Tuesday, October 2, 2012

Etta sings of impossible choices

Still gasping in Pasadena, the heat, the thing, that wouldn't leave.  Etta James with the chilliest blues was the morning jukebox song.  Meaning of this?  At first, I just listened.  The original recorded version - the shortest - seemed the best choice for clarity of sound and its massive lack of ambiguity. 

We all receive great sacks full of what is unrequested and unwanted, bad surprises and situations harder than we ever dreamed we could handle.  Wiser minds than my own discovered, promise,  that each circumstance brings a gift that is greater than its burden.  It is a lesson, in my case, of slow dawning.  We are called again and again to bear what could be called unbearable.  We are not asked if it is convenient or if it fits into our life or our plan.  It arrives, no return address, and redefines inconvenient, the bomb that blows everything apart.

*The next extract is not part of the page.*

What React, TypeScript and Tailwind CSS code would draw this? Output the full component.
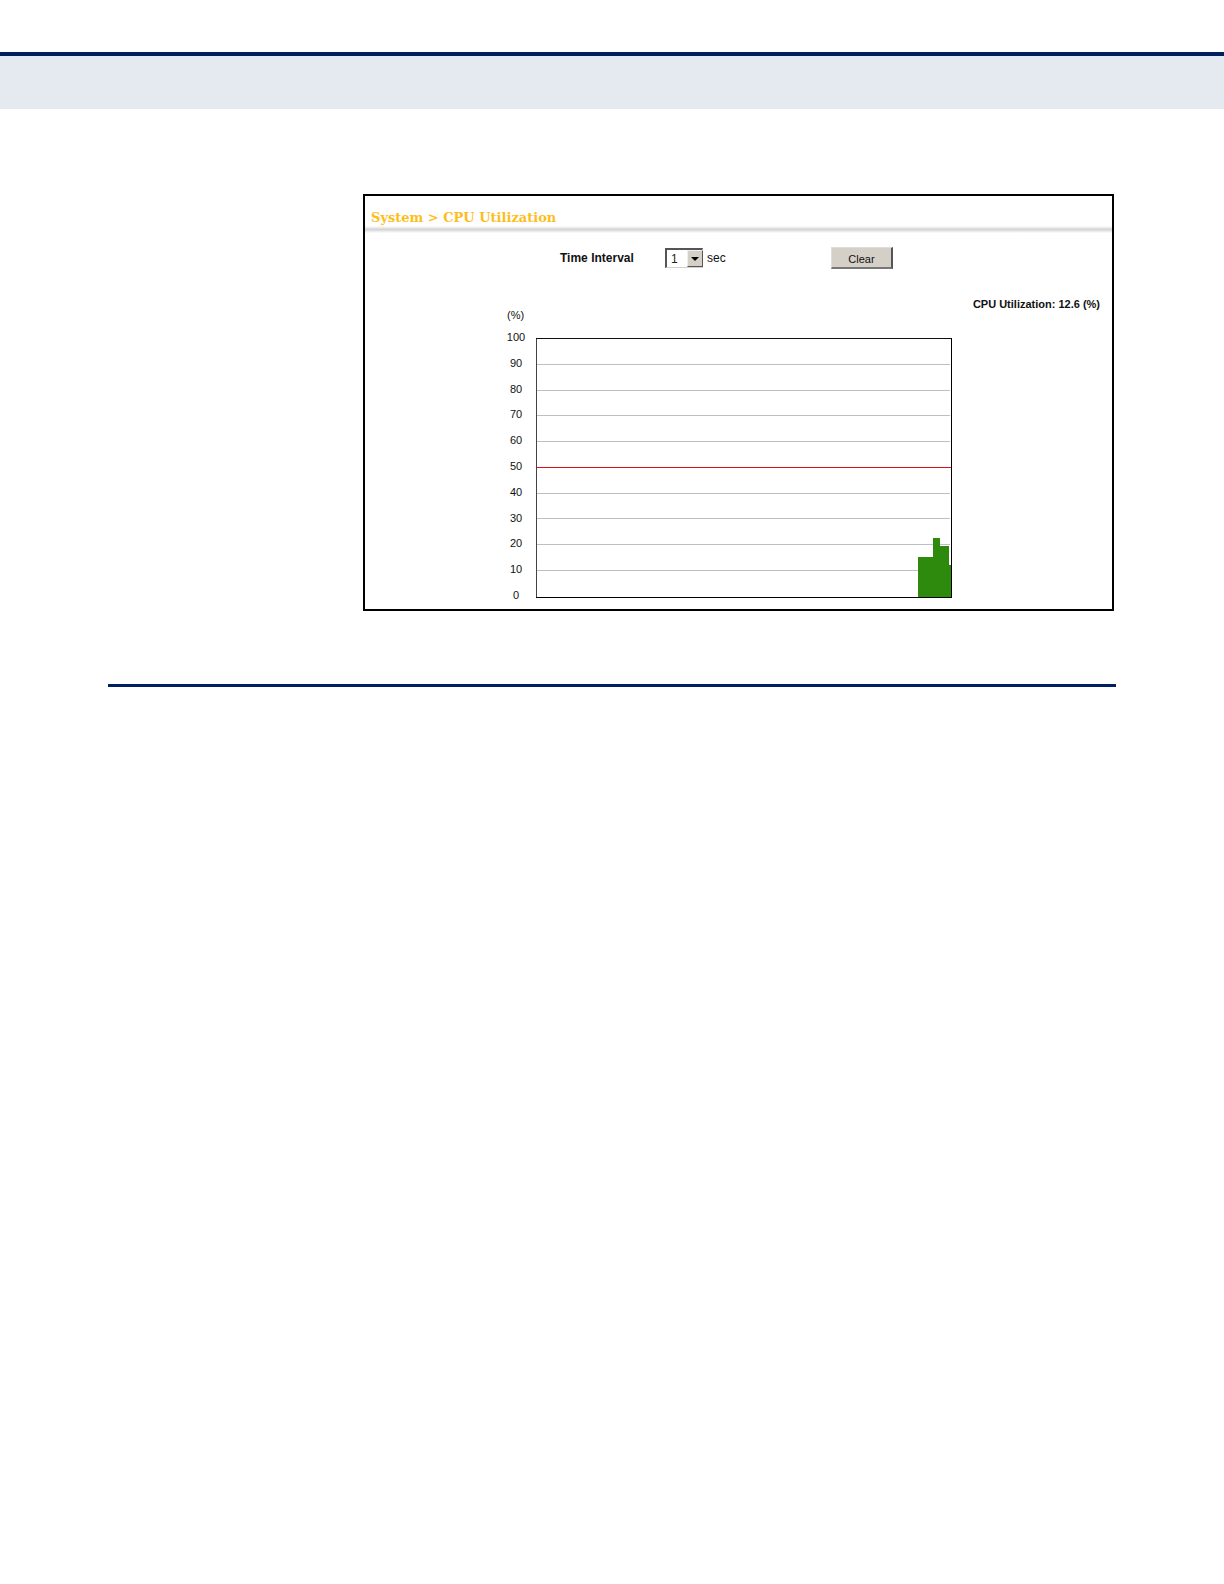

Over time my gratitude list has as a constant the fact that I'm still here.  Many are not and I don't take for granted or trivialize the fact of resilience.  Though I no longer choose to go back to the sites where, for a time, hope disappeared, when I hear Etta James sing of making what seems her better choice, I get it.  How do I unknow, unsee, unexperience THIS?  I don't know how we do it, just that we do.  And I say, "Thank you."

10 comments:

susan t. landry said...

prob my favorite of hers. i remember many long, long nights, a million years ago, in NYC, lying on my bed, listening to this over & over -- on my record player ;)

Kerry O'Gorman said...

This song breaks my heart. On my song for Friday I mention two of the best breakup songs and neglected to mention this one. Thanks for reminding me. Etta and so many others are a tragic loss when they leave this world but what magic and feelings they've given us.

Marylinn Kelly said...

Susan - Silly me, I was listening to the Kingston Trio. Well, and Sinatra and Dylan, but hadn't discovered Etta yet. And how I loved my record player or the family stereo. Drove everyone nuts with the repetitions. Still know the words. xo

Marylinn Kelly said...

Kerry - Because they (Etta and others) stand like giants among us and sing or play our hearts, they do seem they will be here forever. What a gift - to be indelible, unforgettable. xo

Anonymous said...

oh! a gift greater than its burden (lifting your words a bit). yes. i love "unknow" and i think some of the trick to grace is in knowing when to know and when to unknow :)

beth coyote said...

Showing up for whatever arrives, damn hard.

Saw/heard Dean Young the poet night before. The man had a heart transplant last year. Holy fuck.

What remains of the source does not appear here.